begin Data excerpt

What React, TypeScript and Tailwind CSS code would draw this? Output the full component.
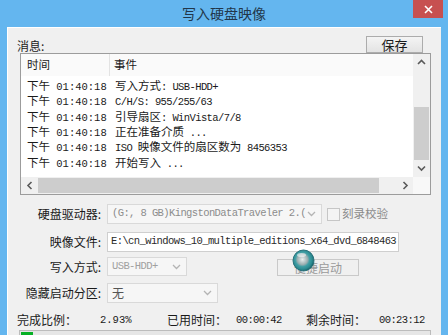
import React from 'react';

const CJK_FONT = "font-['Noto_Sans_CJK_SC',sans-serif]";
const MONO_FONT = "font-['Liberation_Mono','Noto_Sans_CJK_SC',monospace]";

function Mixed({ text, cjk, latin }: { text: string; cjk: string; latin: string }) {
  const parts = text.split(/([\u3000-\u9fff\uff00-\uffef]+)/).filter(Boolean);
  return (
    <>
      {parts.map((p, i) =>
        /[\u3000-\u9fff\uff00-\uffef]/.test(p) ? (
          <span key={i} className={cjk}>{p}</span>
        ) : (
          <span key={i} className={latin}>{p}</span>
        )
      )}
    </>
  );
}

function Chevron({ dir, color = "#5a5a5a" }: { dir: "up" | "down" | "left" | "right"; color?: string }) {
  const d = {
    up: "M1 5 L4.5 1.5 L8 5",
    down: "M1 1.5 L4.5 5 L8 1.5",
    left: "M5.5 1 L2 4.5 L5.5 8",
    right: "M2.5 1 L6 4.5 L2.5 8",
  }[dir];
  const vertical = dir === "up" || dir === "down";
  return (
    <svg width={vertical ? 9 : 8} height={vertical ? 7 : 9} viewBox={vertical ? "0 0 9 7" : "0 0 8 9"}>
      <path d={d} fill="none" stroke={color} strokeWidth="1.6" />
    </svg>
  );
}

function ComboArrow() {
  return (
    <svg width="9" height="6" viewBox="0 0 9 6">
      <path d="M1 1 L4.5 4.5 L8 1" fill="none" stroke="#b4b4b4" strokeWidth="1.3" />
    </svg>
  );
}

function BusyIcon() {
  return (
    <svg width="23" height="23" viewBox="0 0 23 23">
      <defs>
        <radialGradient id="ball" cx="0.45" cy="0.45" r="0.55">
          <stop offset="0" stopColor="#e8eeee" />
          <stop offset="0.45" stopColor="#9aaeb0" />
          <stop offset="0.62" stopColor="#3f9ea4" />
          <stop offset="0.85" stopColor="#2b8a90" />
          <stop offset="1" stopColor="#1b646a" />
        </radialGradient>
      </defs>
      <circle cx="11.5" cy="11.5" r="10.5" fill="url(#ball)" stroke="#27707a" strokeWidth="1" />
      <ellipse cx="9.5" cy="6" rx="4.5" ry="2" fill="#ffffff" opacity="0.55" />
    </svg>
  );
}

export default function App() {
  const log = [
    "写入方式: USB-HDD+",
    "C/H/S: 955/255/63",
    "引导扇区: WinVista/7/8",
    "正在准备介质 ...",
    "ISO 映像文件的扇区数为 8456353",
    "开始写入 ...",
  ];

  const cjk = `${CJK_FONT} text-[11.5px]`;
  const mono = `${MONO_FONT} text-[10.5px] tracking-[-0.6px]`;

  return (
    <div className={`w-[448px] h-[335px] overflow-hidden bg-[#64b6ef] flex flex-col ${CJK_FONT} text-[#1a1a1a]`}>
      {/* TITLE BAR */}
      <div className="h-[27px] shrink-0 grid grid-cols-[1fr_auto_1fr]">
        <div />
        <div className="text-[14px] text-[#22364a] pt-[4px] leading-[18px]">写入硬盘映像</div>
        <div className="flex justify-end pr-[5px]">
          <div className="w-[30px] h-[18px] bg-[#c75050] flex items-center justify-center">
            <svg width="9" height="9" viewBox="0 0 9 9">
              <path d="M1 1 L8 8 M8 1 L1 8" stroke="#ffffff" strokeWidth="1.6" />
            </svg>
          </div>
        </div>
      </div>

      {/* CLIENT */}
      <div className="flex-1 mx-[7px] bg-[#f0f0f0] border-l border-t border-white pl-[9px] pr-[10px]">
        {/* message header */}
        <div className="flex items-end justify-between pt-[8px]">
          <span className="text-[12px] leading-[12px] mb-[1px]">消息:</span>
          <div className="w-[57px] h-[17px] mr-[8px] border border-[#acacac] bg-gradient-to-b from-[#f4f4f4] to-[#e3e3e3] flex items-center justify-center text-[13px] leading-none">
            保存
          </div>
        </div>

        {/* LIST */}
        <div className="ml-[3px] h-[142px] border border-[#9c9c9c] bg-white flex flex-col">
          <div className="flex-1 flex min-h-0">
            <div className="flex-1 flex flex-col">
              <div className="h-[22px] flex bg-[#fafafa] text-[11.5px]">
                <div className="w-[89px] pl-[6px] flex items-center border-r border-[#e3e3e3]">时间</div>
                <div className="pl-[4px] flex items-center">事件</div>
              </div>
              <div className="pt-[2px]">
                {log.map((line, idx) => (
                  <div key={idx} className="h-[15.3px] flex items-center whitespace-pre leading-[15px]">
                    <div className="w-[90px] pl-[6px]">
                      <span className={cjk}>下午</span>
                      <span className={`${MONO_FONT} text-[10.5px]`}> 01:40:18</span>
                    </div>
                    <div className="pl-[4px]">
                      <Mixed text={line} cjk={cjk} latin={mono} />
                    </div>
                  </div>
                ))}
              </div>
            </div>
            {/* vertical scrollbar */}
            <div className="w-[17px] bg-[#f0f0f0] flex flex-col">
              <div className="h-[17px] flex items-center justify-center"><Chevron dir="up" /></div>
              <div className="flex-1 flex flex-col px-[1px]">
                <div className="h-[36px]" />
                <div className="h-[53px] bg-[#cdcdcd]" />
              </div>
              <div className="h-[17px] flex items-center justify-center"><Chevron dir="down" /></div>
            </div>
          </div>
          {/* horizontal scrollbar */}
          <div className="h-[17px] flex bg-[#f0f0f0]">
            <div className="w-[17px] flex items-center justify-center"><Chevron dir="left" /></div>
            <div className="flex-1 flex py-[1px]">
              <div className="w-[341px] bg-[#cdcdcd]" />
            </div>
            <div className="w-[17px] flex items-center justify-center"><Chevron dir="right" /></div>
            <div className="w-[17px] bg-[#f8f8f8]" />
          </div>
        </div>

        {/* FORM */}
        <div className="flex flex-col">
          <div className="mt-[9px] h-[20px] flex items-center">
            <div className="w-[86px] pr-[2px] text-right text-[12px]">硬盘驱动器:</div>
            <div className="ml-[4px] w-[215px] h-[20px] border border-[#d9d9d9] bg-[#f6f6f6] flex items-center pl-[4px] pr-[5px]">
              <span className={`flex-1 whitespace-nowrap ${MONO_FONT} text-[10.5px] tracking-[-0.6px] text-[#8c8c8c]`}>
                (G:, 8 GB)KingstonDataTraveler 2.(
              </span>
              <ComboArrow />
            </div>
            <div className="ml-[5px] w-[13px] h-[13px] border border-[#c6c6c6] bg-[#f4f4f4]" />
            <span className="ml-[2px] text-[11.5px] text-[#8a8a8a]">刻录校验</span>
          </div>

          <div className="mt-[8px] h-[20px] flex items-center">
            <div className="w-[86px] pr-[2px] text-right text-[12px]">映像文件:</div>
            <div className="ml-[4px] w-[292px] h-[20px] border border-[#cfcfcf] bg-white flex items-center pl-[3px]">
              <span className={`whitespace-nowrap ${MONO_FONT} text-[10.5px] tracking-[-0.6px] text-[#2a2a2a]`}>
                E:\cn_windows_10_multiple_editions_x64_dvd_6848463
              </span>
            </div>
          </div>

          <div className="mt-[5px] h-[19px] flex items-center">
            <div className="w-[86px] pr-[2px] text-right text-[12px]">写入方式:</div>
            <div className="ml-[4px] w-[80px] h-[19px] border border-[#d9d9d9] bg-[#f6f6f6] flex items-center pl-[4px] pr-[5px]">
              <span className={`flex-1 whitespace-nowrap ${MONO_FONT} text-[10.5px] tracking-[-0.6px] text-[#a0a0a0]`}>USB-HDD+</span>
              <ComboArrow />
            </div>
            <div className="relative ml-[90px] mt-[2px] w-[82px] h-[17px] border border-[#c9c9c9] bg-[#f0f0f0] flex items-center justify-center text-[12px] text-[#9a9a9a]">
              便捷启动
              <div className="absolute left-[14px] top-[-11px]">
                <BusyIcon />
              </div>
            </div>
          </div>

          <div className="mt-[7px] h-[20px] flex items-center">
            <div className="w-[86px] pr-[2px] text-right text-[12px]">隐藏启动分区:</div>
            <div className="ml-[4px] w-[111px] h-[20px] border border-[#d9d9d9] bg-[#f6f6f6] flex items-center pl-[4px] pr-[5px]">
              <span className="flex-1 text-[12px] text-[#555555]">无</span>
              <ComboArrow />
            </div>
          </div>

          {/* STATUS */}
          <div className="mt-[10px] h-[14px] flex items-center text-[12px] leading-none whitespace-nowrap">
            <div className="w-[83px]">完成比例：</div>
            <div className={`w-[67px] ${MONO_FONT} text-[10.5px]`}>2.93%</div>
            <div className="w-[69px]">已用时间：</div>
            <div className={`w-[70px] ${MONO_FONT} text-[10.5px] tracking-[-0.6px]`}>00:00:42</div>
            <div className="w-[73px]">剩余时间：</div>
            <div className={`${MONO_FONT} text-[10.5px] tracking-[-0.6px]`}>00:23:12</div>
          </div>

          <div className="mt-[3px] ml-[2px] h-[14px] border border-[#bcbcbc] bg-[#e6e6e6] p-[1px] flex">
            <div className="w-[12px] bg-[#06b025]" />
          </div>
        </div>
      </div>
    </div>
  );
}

end Data excerpt

Leave out every line without the string "React" and copy the rest.

Correct result »
What React, TypeScript and Tailwind CSS code would draw this? Output the full component.
import React from 'react';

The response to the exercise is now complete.